Dalla Corea con furore: al Far East c’è anche il cinema d’animazione

Tra gli otto titoli proposti c’è The square di Kim Bo-sol. E Park Ri-Woong racconta The land of morning calm

Elisa Pellegrino
Una scena del film d’animazione “The square” di Kim Bo-sol
Una scena del film d’animazione “The square” di Kim Bo-sol

Sono ben otto i film in gara al Feff provenienti dalla Corea del Sud, il paese asiatico dal respiro ormai più internazionale. Tra questi ci sono “The land of morning calm” di Park Ri-Woong, già accolto dal pubblico di Udine, e il film d’animazione “The square” di Kim Bo-sol, in programma per venerdì 2 maggio alle 20.

«Per il mio film – racconta Park Ri-Woong – ho scelto un titolo coreano che riprende una canzone legata al mare, fatta di speranze e nostalgia, e uno inglese che rimanda ad un’immagine spesso affiancata alla Corea. All’inizio del 1900, infatti, il Giappone veniva associato al sole che sorge, mentre la Corea alla calma mattutina, un simbolo che col tempo è diventato poetico».

Il film è ambientato in un villaggio di pescatori che affaccia sul mare dell’Est e racconta proprio di questa piccola comunità.

«Pensavo di girare in questo luogo dal 2008, perché era molto desolato e rispecchiava l’atmosfera che volevo trasmettere. Solo che, quando ci sono tornato dopo dieci anni, ho scoperto che si stava modernizzando ed è stato più difficile del previsto ritrovare quel senso di vuoto a cui avevo pensato».

In mezzo agli abitanti del luogo, un giorno arriverà, e non per caso, anche una giovane vietnamita. «C’è da anni la tendenza fra i coreani anziani di sposarsi con donne straniere, soprattutto tra quelli che abitano in zone di campagna. Questi, per incontrarle, si affidano a delle agenzie matrimoniali proprio come fa il protagonista del film».

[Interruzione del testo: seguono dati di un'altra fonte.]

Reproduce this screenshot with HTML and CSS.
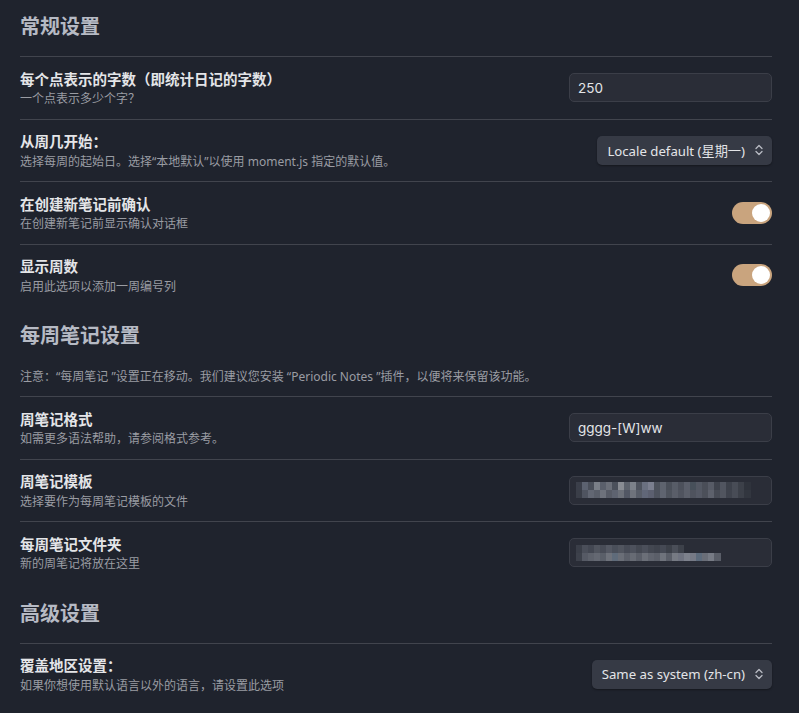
FILE: index.html
```html
<!DOCTYPE html>
<html lang="zh-CN">

<head>
    <meta charset="UTF-8">
    <title>日记设置</title>
    <link rel="stylesheet" href="styles.css">
</head>

<body>
    <div class="settings">
        <!-- 常规设置 -->
        <h2 class="group-title first">常规设置</h2>

        <div class="item">
            <div class="info">
                <div class="name">每个点表示的字数（即统计日记的字数）</div>
                <div class="desc">一个点表示多少个字？</div>
            </div>
            <div class="control"><div class="text-input">250</div></div>
        </div>

        <div class="item">
            <div class="info">
                <div class="name">从周几开始：</div>
                <div class="desc">选择每周的起始日。选择“本地默认”以使用 moment.js 指定的默认值。</div>
            </div>
            <div class="control">
                <div class="dropdown">Locale default (星期一)
                    <svg class="chevrons" width="10" height="14" viewBox="0 0 10 14"><path d="M2 5.5 5 2.5 8 5.5M2 8.5 5 11.5 8 8.5" fill="none" stroke="#b9bcc4" stroke-width="1.3" stroke-linecap="round" stroke-linejoin="round"/></svg>
                </div>
            </div>
        </div>

        <div class="item">
            <div class="info">
                <div class="name">在创建新笔记前确认</div>
                <div class="desc">在创建新笔记前显示确认对话框</div>
            </div>
            <div class="control"><div class="toggle on"></div></div>
        </div>

        <div class="item">
            <div class="info">
                <div class="name">显示周数</div>
                <div class="desc">启用此选项以添加一周编号列</div>
            </div>
            <div class="control"><div class="toggle on"></div></div>
        </div>

        <!-- 每周笔记设置 -->
        <h2 class="group-title">每周笔记设置</h2>

        <div class="item note">
            <div class="desc">注意：“每周笔记 ”设置正在移动。我们建议您安装 “Periodic Notes ”插件，以便将来保留该功能。</div>
        </div>

        <div class="item">
            <div class="info">
                <div class="name">周笔记格式</div>
                <div class="desc">如需更多语法帮助，请参阅格式参考。</div>
            </div>
            <div class="control"><div class="text-input">gggg-[W]ww</div></div>
        </div>

        <div class="item">
            <div class="info">
                <div class="name">周笔记模板</div>
                <div class="desc">选择要作为每周笔记模板的文件</div>
            </div>
            <div class="control"><div class="text-input"><div class="blur blur-long"></div></div></div>
        </div>

        <div class="item">
            <div class="info">
                <div class="name">每周笔记文件夹</div>
                <div class="desc">新的周笔记将放在这里</div>
            </div>
            <div class="control"><div class="text-input"><div class="blur blur-short"></div></div></div>
        </div>

        <!-- 高级设置 -->
        <h2 class="group-title">高级设置</h2>

        <div class="item">
            <div class="info">
                <div class="name">覆盖地区设置：</div>
                <div class="desc">如果你想使用默认语言以外的语言，请设置此选项</div>
            </div>
            <div class="control">
                <div class="dropdown">Same as system (zh-cn)
                    <svg class="chevrons" width="10" height="14" viewBox="0 0 10 14"><path d="M2 5.5 5 2.5 8 5.5M2 8.5 5 11.5 8 8.5" fill="none" stroke="#b9bcc4" stroke-width="1.3" stroke-linecap="round" stroke-linejoin="round"/></svg>
                </div>
            </div>
        </div>
    </div>
</body>

</html>
```

FILE: styles.css
```css
/* 기본 리셋 */
* {
    margin: 0;
    padding: 0;
    box-sizing: border-box;
}

body {
    background-color: #1f232d;
    font-family: "Noto Sans", "Noto Sans CJK SC", sans-serif;
    color: #dcdde0;
}

.settings {
    padding: 0 27px 0 20px;
}

/* 그룹 제목 */
.group-title {
    font-family: "Noto Sans CJK SC", sans-serif;
    font-size: 20px;
    font-weight: 700;
    line-height: 26px;
    height: 26px;
    color: #b6bac4;
    margin-top: 16px;
    margin-bottom: 17px;
}

.group-title.first {
    margin-top: 13px;
}

/* 설정 항목 */
.item {
    display: flex;
    align-items: center;
    justify-content: space-between;
    border-top: 1px solid #41444d;
    padding: 11.5px 0 11.5px;
    min-height: 62.5px;
}

.item.note {
    border-top: none;
    min-height: 0;
    padding: 1px 0 11.5px;
}

.info {
    display: flex;
    flex-direction: column;
}

.name {
    font-family: "Noto Sans CJK SC", sans-serif;
    font-size: 14.5px;
    font-weight: 700;
    line-height: 20px;
    height: 20px;
    color: #e4e5e8;
}

.desc {
    font-family: "Noto Sans", "Noto Sans CJK SC", sans-serif;
    font-size: 12px;
    line-height: 17px;
    height: 17px;
    margin-top: 1.5px;
    color: #9a9ca3;
    white-space: nowrap;
}

.control {
    flex-shrink: 0;
}

/* 입력창 */
.text-input {
    width: 203px;
    height: 29px;
    border: 1px solid #3b3e48;
    border-radius: 5px;
    background-color: #2a2d37;
    padding: 0 8px;
    display: flex;
    align-items: center;
    font-family: "Inter", "Noto Sans", sans-serif;
    font-size: 13.5px;
    color: #e4e5e8;
}

/* 흐림 처리된 경로 */
.blur {
    height: 16px;
    background:
        linear-gradient(90deg, #3b3f4a 0 6px, #5c6270 6px 12px, #4a4f5a 12px 18px, #7a7f88 18px 24px, #5a5f6b 24px 30px, #6b6f79 30px 36px, #4b505b 36px 42px, #898c93 42px 48px, #5d626c 48px 54px, #7c818a 54px 60px, #4e535e 60px 66px, #6a7080 66px 72px, #7b7f8f 72px 78px, #4d525c 78px 84px, #5e636e 84px 90px, #4a4f59 90px 96px, #575c67 96px 102px, #4c505b 102px 108px, #5a5e6a 108px 114px, #47505a 114px 120px, #535863 120px 126px, #4a4e58 126px 132px, #575b66 132px 138px, #3f434d 138px 144px, #515560 144px 150px, #3d414b 150px 156px, #484c56 156px 162px, #3c4049 162px 168px, #2f333c 168px 175px, #2a2d37 175px) top / 100% 50% no-repeat,
        linear-gradient(90deg, #3a3e48 0 6px, #4f5460 6px 12px, #626773 12px 18px, #5a5f6a 18px 24px, #6e727c 24px 30px, #575b66 30px 36px, #5e6370 36px 42px, #6c7079 42px 48px, #525764 48px 54px, #6f737c 54px 60px, #585d68 60px 66px, #616778 66px 72px, #5c6070 72px 78px, #4e535e 78px 84px, #5f6470 84px 90px, #4e535d 90px 96px, #5a5e69 96px 102px, #50545f 102px 108px, #5b5f6a 108px 114px, #4f535e 114px 120px, #555965 120px 126px, #4c505a 126px 132px, #5d616c 132px 138px, #474b55 138px 144px, #51555f 144px 150px, #3f434d 150px 156px, #484c56 156px 162px, #3c4049 162px 168px, #32363f 168px 175px, #2a2d37 175px) bottom / 100% 50% no-repeat;
}

.blur-long {
    width: 195px;
    margin-left: -2px;
}

.blur-short {
    width: 145px;
    margin-left: -2px;
    background:
        linear-gradient(90deg, #3a3e48 0 6px, #4a4e59 6px 12px, #434752 12px 18px, #50545e 18px 24px, #484c57 24px 30px, #545863 30px 36px, #4a4f5a 36px 42px, #51555f 42px 48px, #474b56 48px 54px, #4d515c 54px 60px, #444852 60px 66px, #4b4f5a 66px 72px, #434751 72px 78px, #3f434d 78px 84px, #454954 84px 90px, #3c4049 90px 96px, #4a4e58 96px 102px, #3d414a 102px 108px, #2a2d37 108px) top / 100% 50% no-repeat,
        linear-gradient(90deg, #3d414b 0 6px, #565a65 6px 12px, #5e626c 12px 18px, #646872 18px 24px, #5a5f69 24px 30px, #6e727b 30px 36px, #5f6b7a 36px 42px, #6a6e77 42px 48px, #5c606a 48px 54px, #676b74 54px 60px, #5a5e68 60px 66px, #6b6f78 66px 72px, #60646e 72px 78px, #5b5f69 78px 84px, #6f737c 84px 90px, #5a5e68 90px 96px, #767a83 96px 102px, #6f7380 102px 108px, #7d818c 108px 114px, #767a86 114px 120px, #5d6b7c 120px 126px, #6a6e78 126px 132px, #777b85 132px 138px, #5a5e68 138px 145px) bottom / 100% 50% no-repeat;
}

/* 드롭다운 */
.dropdown {
    display: flex;
    align-items: center;
    gap: 9px;
    height: 29px;
    padding: 0 8px 0 10px;
    border-radius: 5px;
    background-color: #363a45;
    box-shadow: 0 1px 2px rgba(0, 0, 0, 0.35);
    font-family: "Noto Sans", "Noto Sans CJK SC", sans-serif;
    font-size: 13.2px;
    color: #e4e5e8;
    white-space: nowrap;
}

.chevrons {
    flex-shrink: 0;
}

/* 토글 */
.toggle {
    position: relative;
    width: 40px;
    height: 22px;
    border-radius: 11px;
    background-color: #c9a47e;
}

.toggle::after {
    content: "";
    position: absolute;
    top: 2px;
    right: 2px;
    width: 18px;
    height: 18px;
    border-radius: 50%;
    background-color: #ffffff;
}
```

Riguardo al rapporto col cast, il regista ha seguito un metodo preciso. «Io lavoro molto sulle reazioni degli attori più che sulle azioni, anche perché con l’attrice vietnamita non c’era neanche una lingua comune, ma ovviamente queste non bastano. Perciò ho optato per due attori coreani veterani, grazie ai quali ho potuto tenere in piedi la storia».

Passando invece a “The square”, troviamo tutt’altra ambientazione, visto che il film di Kim Bo-sol si svolge in Corea del Nord.

«Da sudcoreano – afferma il regista – ho potuto fare solo molte ricerche online e soprattutto su Instagram, perché lì potevo intercettare le foto dei turisti stranieri. Grazie a quelle immagini ho disegnato i luoghi più nel dettaglio».

Oltre alla ricerca visiva, si è avvalso anche di fonti dirette. «Prima di girare, avevo con me almeno quattro pagine di domande e, per andare in cerca delle risposte, ho intervistato un paio di persone che avevano trascorso del tempo in Corea del Nord. Una di queste era un agente segreto, che mi ha permesso di togliermi molte curiosità e che è stato fondamentale per la realizzazione del film».

A proposito della passione per questo luogo, ricorda di averne avuto curiosità fin dalle superiori e di aver approfondito le sue conoscenze durante l’università. «Una volta ho letto un articolo di un diplomatico svedese che aveva vissuto lì per un periodo e raccontava di quanto si era sentito solo e controllato in ogni mossa. L’unica cosa che poteva fare in libertà era andare in bicicletta in piazza».

Si tratta di uno dei motivi per cui il titolo della sua pellicola è proprio “The square”. «Questa parola era anche presente in un romanzo coreano che distingueva tra la piazza esterna, quella in cui si ritrovano le persone, e quella segreta della mente. Per star bene e sentirsi in equilibrio, le due piazze devono connettersi. È da questo concetto che ho trovato l’ispirazione per la mia storia».

Per ricreare i luoghi, il regista si è affidato alla production designer Oh You-jin. «Noi abbiamo un’idea del posto molto infelice ed oscura, ma in realtà esistono anche persone che ci vivono normalmente. Trovare un equilibrio è stata la parte più delicata del lavoro, insieme al bassissimo budget che avevamo a disposizione». Si è trattato quindi di un processo di lavorazione complicato, ma le idee per Kim Bo-sol erano molto chiare. «Volevo raccontare la realtà e l’ho fatto sia coi dialoghi che con lo stile dell’animazione, scegliendo anche degli attori di teatro invece di doppiatori per ottenere voci più morbide e pulite. I fatti realistici per me sono anche i più toccanti».